INSTRUCTION: Write out each line exactly as given. Leave the pictures out of your copy.

>> begin STORED RECORDS

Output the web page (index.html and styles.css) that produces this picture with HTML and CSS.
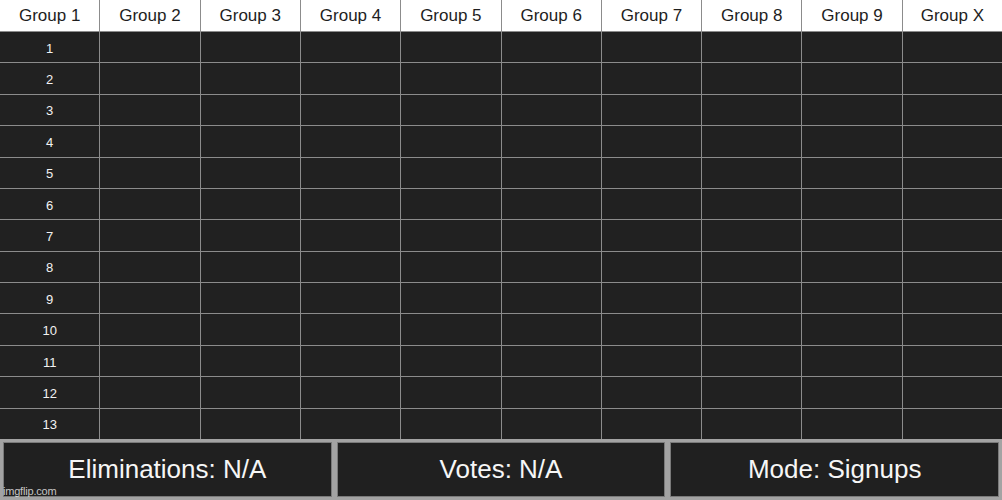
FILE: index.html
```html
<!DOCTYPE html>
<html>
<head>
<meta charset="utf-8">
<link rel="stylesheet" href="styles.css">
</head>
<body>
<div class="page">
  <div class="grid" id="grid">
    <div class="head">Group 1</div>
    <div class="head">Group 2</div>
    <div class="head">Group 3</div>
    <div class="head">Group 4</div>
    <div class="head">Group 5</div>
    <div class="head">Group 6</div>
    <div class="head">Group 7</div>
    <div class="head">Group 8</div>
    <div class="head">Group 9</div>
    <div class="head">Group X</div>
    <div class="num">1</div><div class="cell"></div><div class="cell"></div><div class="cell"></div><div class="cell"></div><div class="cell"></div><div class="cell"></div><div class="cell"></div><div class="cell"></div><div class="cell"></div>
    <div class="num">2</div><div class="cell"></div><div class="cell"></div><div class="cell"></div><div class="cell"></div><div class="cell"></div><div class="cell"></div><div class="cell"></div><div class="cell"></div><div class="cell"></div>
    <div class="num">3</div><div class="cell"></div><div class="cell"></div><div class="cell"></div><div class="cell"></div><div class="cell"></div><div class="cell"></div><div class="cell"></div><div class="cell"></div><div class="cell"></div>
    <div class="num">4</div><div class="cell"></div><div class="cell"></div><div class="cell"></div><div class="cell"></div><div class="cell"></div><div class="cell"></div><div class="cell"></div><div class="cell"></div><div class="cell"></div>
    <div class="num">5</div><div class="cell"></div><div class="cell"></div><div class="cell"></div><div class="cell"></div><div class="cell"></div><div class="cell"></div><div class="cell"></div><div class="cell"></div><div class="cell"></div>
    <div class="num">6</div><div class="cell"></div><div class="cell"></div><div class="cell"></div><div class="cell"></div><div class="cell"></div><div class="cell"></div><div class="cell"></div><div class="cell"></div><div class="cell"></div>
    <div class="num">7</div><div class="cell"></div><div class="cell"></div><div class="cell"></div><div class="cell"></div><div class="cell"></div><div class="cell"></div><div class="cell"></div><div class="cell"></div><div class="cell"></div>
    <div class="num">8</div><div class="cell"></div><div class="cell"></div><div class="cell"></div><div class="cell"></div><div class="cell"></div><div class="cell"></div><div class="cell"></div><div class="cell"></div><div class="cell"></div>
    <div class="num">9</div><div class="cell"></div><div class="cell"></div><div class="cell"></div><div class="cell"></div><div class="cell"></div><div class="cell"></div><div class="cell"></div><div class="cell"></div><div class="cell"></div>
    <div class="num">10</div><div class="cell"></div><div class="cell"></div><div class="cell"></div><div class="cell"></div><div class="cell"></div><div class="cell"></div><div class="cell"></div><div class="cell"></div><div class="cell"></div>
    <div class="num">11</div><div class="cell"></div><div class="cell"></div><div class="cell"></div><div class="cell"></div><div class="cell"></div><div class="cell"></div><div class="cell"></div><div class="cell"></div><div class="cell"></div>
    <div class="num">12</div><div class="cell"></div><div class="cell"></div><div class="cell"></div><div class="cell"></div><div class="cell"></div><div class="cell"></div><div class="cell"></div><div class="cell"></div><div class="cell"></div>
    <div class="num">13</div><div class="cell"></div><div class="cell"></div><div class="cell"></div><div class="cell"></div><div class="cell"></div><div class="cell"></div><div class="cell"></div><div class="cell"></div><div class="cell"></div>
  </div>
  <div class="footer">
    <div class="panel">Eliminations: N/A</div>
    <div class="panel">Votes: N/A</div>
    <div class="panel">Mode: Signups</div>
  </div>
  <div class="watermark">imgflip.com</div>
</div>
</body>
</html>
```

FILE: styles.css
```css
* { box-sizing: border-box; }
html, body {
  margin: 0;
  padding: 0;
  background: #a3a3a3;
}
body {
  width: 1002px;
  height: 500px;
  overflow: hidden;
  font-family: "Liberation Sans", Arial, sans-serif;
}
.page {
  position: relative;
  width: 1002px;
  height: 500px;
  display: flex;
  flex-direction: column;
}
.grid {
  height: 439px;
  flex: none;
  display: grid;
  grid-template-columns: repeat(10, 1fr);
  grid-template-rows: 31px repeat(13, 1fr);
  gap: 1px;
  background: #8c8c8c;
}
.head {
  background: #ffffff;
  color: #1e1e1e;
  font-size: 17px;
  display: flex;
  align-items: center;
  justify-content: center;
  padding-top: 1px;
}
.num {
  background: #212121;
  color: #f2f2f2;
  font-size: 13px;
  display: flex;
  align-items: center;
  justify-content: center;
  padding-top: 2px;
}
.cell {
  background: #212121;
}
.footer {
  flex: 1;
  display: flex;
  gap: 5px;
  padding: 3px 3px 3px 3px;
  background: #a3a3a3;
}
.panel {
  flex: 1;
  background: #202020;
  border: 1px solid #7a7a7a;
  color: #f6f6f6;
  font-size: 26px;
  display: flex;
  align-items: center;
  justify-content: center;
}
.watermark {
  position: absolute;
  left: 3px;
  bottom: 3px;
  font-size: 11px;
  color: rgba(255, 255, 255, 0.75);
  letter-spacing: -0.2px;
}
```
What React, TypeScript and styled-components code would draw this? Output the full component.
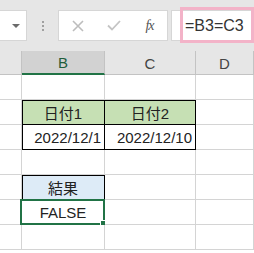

>> end STORED RECORDS

FINISHED ANSWER:
Output the web page (index.html and styles.css) that produces this picture with HTML and CSS.
FILE: index.html
```html
<!DOCTYPE html>
<html>
<head>
<meta charset="utf-8">
<link rel="stylesheet" href="styles.css">
</head>
<body>
<div class="page">
  <div class="grid" id="grid">
    <div class="head">Group 1</div>
    <div class="head">Group 2</div>
    <div class="head">Group 3</div>
    <div class="head">Group 4</div>
    <div class="head">Group 5</div>
    <div class="head">Group 6</div>
    <div class="head">Group 7</div>
    <div class="head">Group 8</div>
    <div class="head">Group 9</div>
    <div class="head">Group X</div>
    <div class="num">1</div><div class="cell"></div><div class="cell"></div><div class="cell"></div><div class="cell"></div><div class="cell"></div><div class="cell"></div><div class="cell"></div><div class="cell"></div><div class="cell"></div>
    <div class="num">2</div><div class="cell"></div><div class="cell"></div><div class="cell"></div><div class="cell"></div><div class="cell"></div><div class="cell"></div><div class="cell"></div><div class="cell"></div><div class="cell"></div>
    <div class="num">3</div><div class="cell"></div><div class="cell"></div><div class="cell"></div><div class="cell"></div><div class="cell"></div><div class="cell"></div><div class="cell"></div><div class="cell"></div><div class="cell"></div>
    <div class="num">4</div><div class="cell"></div><div class="cell"></div><div class="cell"></div><div class="cell"></div><div class="cell"></div><div class="cell"></div><div class="cell"></div><div class="cell"></div><div class="cell"></div>
    <div class="num">5</div><div class="cell"></div><div class="cell"></div><div class="cell"></div><div class="cell"></div><div class="cell"></div><div class="cell"></div><div class="cell"></div><div class="cell"></div><div class="cell"></div>
    <div class="num">6</div><div class="cell"></div><div class="cell"></div><div class="cell"></div><div class="cell"></div><div class="cell"></div><div class="cell"></div><div class="cell"></div><div class="cell"></div><div class="cell"></div>
    <div class="num">7</div><div class="cell"></div><div class="cell"></div><div class="cell"></div><div class="cell"></div><div class="cell"></div><div class="cell"></div><div class="cell"></div><div class="cell"></div><div class="cell"></div>
    <div class="num">8</div><div class="cell"></div><div class="cell"></div><div class="cell"></div><div class="cell"></div><div class="cell"></div><div class="cell"></div><div class="cell"></div><div class="cell"></div><div class="cell"></div>
    <div class="num">9</div><div class="cell"></div><div class="cell"></div><div class="cell"></div><div class="cell"></div><div class="cell"></div><div class="cell"></div><div class="cell"></div><div class="cell"></div><div class="cell"></div>
    <div class="num">10</div><div class="cell"></div><div class="cell"></div><div class="cell"></div><div class="cell"></div><div class="cell"></div><div class="cell"></div><div class="cell"></div><div class="cell"></div><div class="cell"></div>
    <div class="num">11</div><div class="cell"></div><div class="cell"></div><div class="cell"></div><div class="cell"></div><div class="cell"></div><div class="cell"></div><div class="cell"></div><div class="cell"></div><div class="cell"></div>
    <div class="num">12</div><div class="cell"></div><div class="cell"></div><div class="cell"></div><div class="cell"></div><div class="cell"></div><div class="cell"></div><div class="cell"></div><div class="cell"></div><div class="cell"></div>
    <div class="num">13</div><div class="cell"></div><div class="cell"></div><div class="cell"></div><div class="cell"></div><div class="cell"></div><div class="cell"></div><div class="cell"></div><div class="cell"></div><div class="cell"></div>
  </div>
  <div class="footer">
    <div class="panel">Eliminations: N/A</div>
    <div class="panel">Votes: N/A</div>
    <div class="panel">Mode: Signups</div>
  </div>
  <div class="watermark">imgflip.com</div>
</div>
</body>
</html>
```

FILE: styles.css
```css
* { box-sizing: border-box; }
html, body {
  margin: 0;
  padding: 0;
  background: #a3a3a3;
}
body {
  width: 1002px;
  height: 500px;
  overflow: hidden;
  font-family: "Liberation Sans", Arial, sans-serif;
}
.page {
  position: relative;
  width: 1002px;
  height: 500px;
  display: flex;
  flex-direction: column;
}
.grid {
  height: 439px;
  flex: none;
  display: grid;
  grid-template-columns: repeat(10, 1fr);
  grid-template-rows: 31px repeat(13, 1fr);
  gap: 1px;
  background: #8c8c8c;
}
.head {
  background: #ffffff;
  color: #1e1e1e;
  font-size: 17px;
  display: flex;
  align-items: center;
  justify-content: center;
  padding-top: 1px;
}
.num {
  background: #212121;
  color: #f2f2f2;
  font-size: 13px;
  display: flex;
  align-items: center;
  justify-content: center;
  padding-top: 2px;
}
.cell {
  background: #212121;
}
.footer {
  flex: 1;
  display: flex;
  gap: 5px;
  padding: 3px 3px 3px 3px;
  background: #a3a3a3;
}
.panel {
  flex: 1;
  background: #202020;
  border: 1px solid #7a7a7a;
  color: #f6f6f6;
  font-size: 26px;
  display: flex;
  align-items: center;
  justify-content: center;
}
.watermark {
  position: absolute;
  left: 3px;
  bottom: 3px;
  font-size: 11px;
  color: rgba(255, 255, 255, 0.75);
  letter-spacing: -0.2px;
}
```
What React, TypeScript and styled-components code would draw this? Output the full component.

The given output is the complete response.